Electromagnetic pulse shielding

Abstract

The limiting nonlinear analysis of Sixtus and Tonks[1] is extended to the prediction of the shielding effectiveness of soft magnetic materials subjected to electromagnetic pulses. The magnetization curve is approximated by N steps in which magnetic induction or intensity varies but both never vary simultaneously. This method is applied to cylindrical magnetic shields. When applied magnetic intensity exceeds a certain value a corresponding value of magnetic induction is imagined to form at the surface and propagates inward. As the applied field is increased successive regions of corresponding magnetization propagate.
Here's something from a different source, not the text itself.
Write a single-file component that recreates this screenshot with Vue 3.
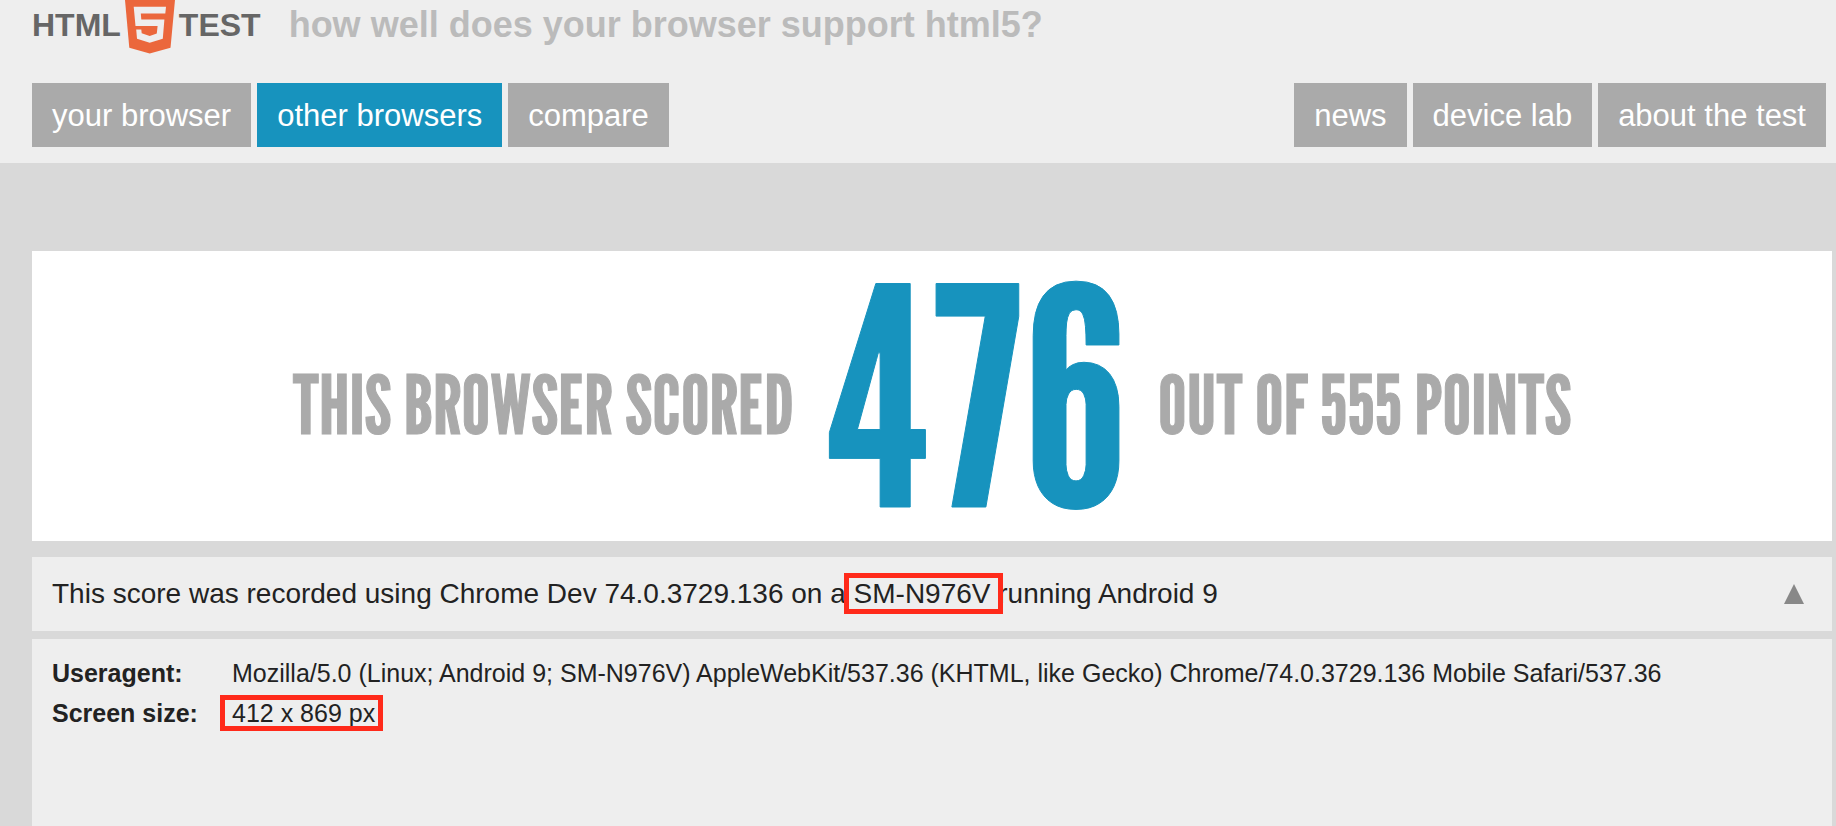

By the use of Maxwell's curl equations, N simultaneous nonlinear first order differential equations are established and solved to yield the transient distribution of magnetic induction and electric field intensity. An experimental verification of this method is made by discharging a 3 μ f capacitor charged to 30 kilovolts into a 50 Ω triaxial transmission line comprising a 61 cm long middle conductor made of 80% NI-iron and copper inner and outer conductors. The line is matched in its characteristic impedance to minimize ringing. The electric field passing through the thickness of the ferromagnetic tube is monitored by an oxcilloscope separated from the energy source by an iron clad shielded room. The experimentally measured electric fields penetrating the ferromagnetic tube agree with those predicted by the approximate physical model within the bounds of experimental accuracy.